[Work to be completed] Retype all of the listing exactly, passing over any picture you find.

[Supplied data]

** START **

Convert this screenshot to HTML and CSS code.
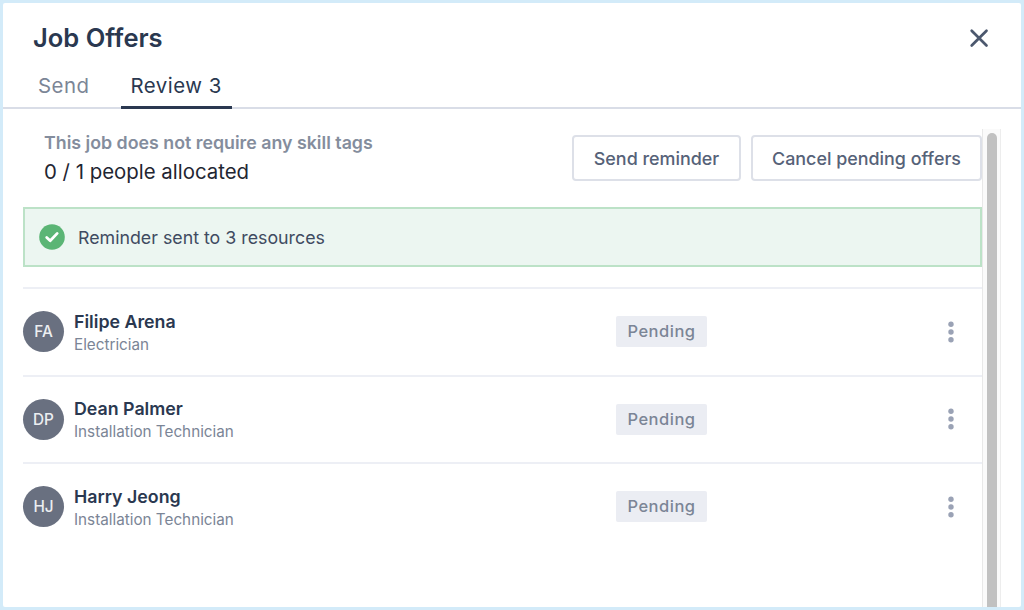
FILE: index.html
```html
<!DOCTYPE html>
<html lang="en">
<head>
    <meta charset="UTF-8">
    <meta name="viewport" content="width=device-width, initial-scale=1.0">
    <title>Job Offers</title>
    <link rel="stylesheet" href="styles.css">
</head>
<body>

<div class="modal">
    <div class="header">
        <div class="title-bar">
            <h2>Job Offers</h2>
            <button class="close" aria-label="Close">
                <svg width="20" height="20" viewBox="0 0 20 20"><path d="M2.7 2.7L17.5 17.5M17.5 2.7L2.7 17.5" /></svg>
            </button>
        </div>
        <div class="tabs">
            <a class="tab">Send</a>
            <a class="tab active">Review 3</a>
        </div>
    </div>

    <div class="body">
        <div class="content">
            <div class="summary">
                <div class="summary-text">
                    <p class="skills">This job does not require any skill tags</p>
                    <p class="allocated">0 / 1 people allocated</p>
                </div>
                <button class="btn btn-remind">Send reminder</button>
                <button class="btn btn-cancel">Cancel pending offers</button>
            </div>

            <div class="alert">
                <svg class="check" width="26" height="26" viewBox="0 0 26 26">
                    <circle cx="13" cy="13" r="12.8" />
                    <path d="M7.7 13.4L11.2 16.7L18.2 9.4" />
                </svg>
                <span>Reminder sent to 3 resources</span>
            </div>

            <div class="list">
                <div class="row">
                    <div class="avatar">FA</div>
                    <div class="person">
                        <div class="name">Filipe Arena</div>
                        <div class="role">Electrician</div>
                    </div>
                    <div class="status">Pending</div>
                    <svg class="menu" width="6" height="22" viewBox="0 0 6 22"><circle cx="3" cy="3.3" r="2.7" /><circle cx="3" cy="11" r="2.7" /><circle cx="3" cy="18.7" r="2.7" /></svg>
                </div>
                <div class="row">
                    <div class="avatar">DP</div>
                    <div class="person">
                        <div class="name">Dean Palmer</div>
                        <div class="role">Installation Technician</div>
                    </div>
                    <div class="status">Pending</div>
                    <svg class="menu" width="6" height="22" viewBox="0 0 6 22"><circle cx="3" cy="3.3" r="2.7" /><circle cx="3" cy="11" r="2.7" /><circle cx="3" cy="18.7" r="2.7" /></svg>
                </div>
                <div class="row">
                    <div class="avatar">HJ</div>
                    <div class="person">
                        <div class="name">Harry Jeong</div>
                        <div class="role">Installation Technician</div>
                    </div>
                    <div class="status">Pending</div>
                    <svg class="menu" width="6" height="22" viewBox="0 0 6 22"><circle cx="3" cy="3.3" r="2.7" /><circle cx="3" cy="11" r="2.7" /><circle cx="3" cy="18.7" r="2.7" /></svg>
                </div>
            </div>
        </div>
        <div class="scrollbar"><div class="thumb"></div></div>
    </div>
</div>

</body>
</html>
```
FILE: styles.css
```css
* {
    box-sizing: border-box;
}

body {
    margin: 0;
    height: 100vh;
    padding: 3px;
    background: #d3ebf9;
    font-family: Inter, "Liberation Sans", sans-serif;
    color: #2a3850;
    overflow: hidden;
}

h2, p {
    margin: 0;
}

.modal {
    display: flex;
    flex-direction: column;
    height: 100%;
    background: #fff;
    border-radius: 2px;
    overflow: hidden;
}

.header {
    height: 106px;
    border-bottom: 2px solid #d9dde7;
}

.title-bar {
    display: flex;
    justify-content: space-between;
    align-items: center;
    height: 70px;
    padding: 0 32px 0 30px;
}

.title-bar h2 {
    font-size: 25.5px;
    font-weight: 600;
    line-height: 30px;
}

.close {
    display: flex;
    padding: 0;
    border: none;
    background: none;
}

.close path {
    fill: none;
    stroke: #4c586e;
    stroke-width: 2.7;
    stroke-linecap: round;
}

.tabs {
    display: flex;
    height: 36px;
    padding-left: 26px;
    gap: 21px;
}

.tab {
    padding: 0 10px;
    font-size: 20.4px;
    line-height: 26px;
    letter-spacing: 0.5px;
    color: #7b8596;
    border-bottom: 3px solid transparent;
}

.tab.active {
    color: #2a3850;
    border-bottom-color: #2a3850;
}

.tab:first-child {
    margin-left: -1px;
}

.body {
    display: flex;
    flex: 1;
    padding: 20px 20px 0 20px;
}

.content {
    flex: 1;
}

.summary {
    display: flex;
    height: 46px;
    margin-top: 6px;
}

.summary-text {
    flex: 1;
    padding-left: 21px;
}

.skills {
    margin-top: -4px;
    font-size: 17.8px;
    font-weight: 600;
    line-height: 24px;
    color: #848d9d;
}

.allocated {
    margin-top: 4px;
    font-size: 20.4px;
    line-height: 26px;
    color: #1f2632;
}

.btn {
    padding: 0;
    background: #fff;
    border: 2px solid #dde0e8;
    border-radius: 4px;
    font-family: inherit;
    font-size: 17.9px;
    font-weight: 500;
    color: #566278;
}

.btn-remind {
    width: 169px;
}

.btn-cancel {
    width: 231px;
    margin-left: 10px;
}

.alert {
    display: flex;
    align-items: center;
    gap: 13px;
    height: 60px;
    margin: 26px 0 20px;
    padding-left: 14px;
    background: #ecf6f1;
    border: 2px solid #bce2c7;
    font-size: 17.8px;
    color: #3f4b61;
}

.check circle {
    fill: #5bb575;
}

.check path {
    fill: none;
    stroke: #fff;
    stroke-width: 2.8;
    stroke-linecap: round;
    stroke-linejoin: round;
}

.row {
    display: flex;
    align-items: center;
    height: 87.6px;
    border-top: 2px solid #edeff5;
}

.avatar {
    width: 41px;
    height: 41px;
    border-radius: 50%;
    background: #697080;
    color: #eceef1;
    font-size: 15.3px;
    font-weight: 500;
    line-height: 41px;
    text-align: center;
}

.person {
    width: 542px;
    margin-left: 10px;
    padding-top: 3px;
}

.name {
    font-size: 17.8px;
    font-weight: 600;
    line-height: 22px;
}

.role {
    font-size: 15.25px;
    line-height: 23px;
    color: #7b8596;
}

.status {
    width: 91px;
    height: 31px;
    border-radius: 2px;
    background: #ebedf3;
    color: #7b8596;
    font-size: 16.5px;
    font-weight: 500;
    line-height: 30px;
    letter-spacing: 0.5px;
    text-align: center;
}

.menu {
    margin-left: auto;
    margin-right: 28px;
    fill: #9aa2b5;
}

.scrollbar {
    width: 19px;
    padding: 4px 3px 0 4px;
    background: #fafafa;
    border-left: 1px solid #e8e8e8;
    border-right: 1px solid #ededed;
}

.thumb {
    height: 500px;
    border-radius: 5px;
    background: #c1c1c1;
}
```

** END **

[Final answer]
Convert this screenshot to HTML and CSS code.
FILE: index.html
```html
<!DOCTYPE html>
<html lang="en">
<head>
    <meta charset="UTF-8">
    <meta name="viewport" content="width=device-width, initial-scale=1.0">
    <title>Job Offers</title>
    <link rel="stylesheet" href="styles.css">
</head>
<body>

<div class="modal">
    <div class="header">
        <div class="title-bar">
            <h2>Job Offers</h2>
            <button class="close" aria-label="Close">
                <svg width="20" height="20" viewBox="0 0 20 20"><path d="M2.7 2.7L17.5 17.5M17.5 2.7L2.7 17.5" /></svg>
            </button>
        </div>
        <div class="tabs">
            <a class="tab">Send</a>
            <a class="tab active">Review 3</a>
        </div>
    </div>

    <div class="body">
        <div class="content">
            <div class="summary">
                <div class="summary-text">
                    <p class="skills">This job does not require any skill tags</p>
                    <p class="allocated">0 / 1 people allocated</p>
                </div>
                <button class="btn btn-remind">Send reminder</button>
                <button class="btn btn-cancel">Cancel pending offers</button>
            </div>

            <div class="alert">
                <svg class="check" width="26" height="26" viewBox="0 0 26 26">
                    <circle cx="13" cy="13" r="12.8" />
                    <path d="M7.7 13.4L11.2 16.7L18.2 9.4" />
                </svg>
                <span>Reminder sent to 3 resources</span>
            </div>

            <div class="list">
                <div class="row">
                    <div class="avatar">FA</div>
                    <div class="person">
                        <div class="name">Filipe Arena</div>
                        <div class="role">Electrician</div>
                    </div>
                    <div class="status">Pending</div>
                    <svg class="menu" width="6" height="22" viewBox="0 0 6 22"><circle cx="3" cy="3.3" r="2.7" /><circle cx="3" cy="11" r="2.7" /><circle cx="3" cy="18.7" r="2.7" /></svg>
                </div>
                <div class="row">
                    <div class="avatar">DP</div>
                    <div class="person">
                        <div class="name">Dean Palmer</div>
                        <div class="role">Installation Technician</div>
                    </div>
                    <div class="status">Pending</div>
                    <svg class="menu" width="6" height="22" viewBox="0 0 6 22"><circle cx="3" cy="3.3" r="2.7" /><circle cx="3" cy="11" r="2.7" /><circle cx="3" cy="18.7" r="2.7" /></svg>
                </div>
                <div class="row">
                    <div class="avatar">HJ</div>
                    <div class="person">
                        <div class="name">Harry Jeong</div>
                        <div class="role">Installation Technician</div>
                    </div>
                    <div class="status">Pending</div>
                    <svg class="menu" width="6" height="22" viewBox="0 0 6 22"><circle cx="3" cy="3.3" r="2.7" /><circle cx="3" cy="11" r="2.7" /><circle cx="3" cy="18.7" r="2.7" /></svg>
                </div>
            </div>
        </div>
        <div class="scrollbar"><div class="thumb"></div></div>
    </div>
</div>

</body>
</html>
```
FILE: styles.css
```css
* {
    box-sizing: border-box;
}

body {
    margin: 0;
    height: 100vh;
    padding: 3px;
    background: #d3ebf9;
    font-family: Inter, "Liberation Sans", sans-serif;
    color: #2a3850;
    overflow: hidden;
}

h2, p {
    margin: 0;
}

.modal {
    display: flex;
    flex-direction: column;
    height: 100%;
    background: #fff;
    border-radius: 2px;
    overflow: hidden;
}

.header {
    height: 106px;
    border-bottom: 2px solid #d9dde7;
}

.title-bar {
    display: flex;
    justify-content: space-between;
    align-items: center;
    height: 70px;
    padding: 0 32px 0 30px;
}

.title-bar h2 {
    font-size: 25.5px;
    font-weight: 600;
    line-height: 30px;
}

.close {
    display: flex;
    padding: 0;
    border: none;
    background: none;
}

.close path {
    fill: none;
    stroke: #4c586e;
    stroke-width: 2.7;
    stroke-linecap: round;
}

.tabs {
    display: flex;
    height: 36px;
    padding-left: 26px;
    gap: 21px;
}

.tab {
    padding: 0 10px;
    font-size: 20.4px;
    line-height: 26px;
    letter-spacing: 0.5px;
    color: #7b8596;
    border-bottom: 3px solid transparent;
}

.tab.active {
    color: #2a3850;
    border-bottom-color: #2a3850;
}

.tab:first-child {
    margin-left: -1px;
}

.body {
    display: flex;
    flex: 1;
    padding: 20px 20px 0 20px;
}

.content {
    flex: 1;
}

.summary {
    display: flex;
    height: 46px;
    margin-top: 6px;
}

.summary-text {
    flex: 1;
    padding-left: 21px;
}

.skills {
    margin-top: -4px;
    font-size: 17.8px;
    font-weight: 600;
    line-height: 24px;
    color: #848d9d;
}

.allocated {
    margin-top: 4px;
    font-size: 20.4px;
    line-height: 26px;
    color: #1f2632;
}

.btn {
    padding: 0;
    background: #fff;
    border: 2px solid #dde0e8;
    border-radius: 4px;
    font-family: inherit;
    font-size: 17.9px;
    font-weight: 500;
    color: #566278;
}

.btn-remind {
    width: 169px;
}

.btn-cancel {
    width: 231px;
    margin-left: 10px;
}

.alert {
    display: flex;
    align-items: center;
    gap: 13px;
    height: 60px;
    margin: 26px 0 20px;
    padding-left: 14px;
    background: #ecf6f1;
    border: 2px solid #bce2c7;
    font-size: 17.8px;
    color: #3f4b61;
}

.check circle {
    fill: #5bb575;
}

.check path {
    fill: none;
    stroke: #fff;
    stroke-width: 2.8;
    stroke-linecap: round;
    stroke-linejoin: round;
}

.row {
    display: flex;
    align-items: center;
    height: 87.6px;
    border-top: 2px solid #edeff5;
}

.avatar {
    width: 41px;
    height: 41px;
    border-radius: 50%;
    background: #697080;
    color: #eceef1;
    font-size: 15.3px;
    font-weight: 500;
    line-height: 41px;
    text-align: center;
}

.person {
    width: 542px;
    margin-left: 10px;
    padding-top: 3px;
}

.name {
    font-size: 17.8px;
    font-weight: 600;
    line-height: 22px;
}

.role {
    font-size: 15.25px;
    line-height: 23px;
    color: #7b8596;
}

.status {
    width: 91px;
    height: 31px;
    border-radius: 2px;
    background: #ebedf3;
    color: #7b8596;
    font-size: 16.5px;
    font-weight: 500;
    line-height: 30px;
    letter-spacing: 0.5px;
    text-align: center;
}

.menu {
    margin-left: auto;
    margin-right: 28px;
    fill: #9aa2b5;
}

.scrollbar {
    width: 19px;
    padding: 4px 3px 0 4px;
    background: #fafafa;
    border-left: 1px solid #e8e8e8;
    border-right: 1px solid #ededed;
}

.thumb {
    height: 500px;
    border-radius: 5px;
    background: #c1c1c1;
}
```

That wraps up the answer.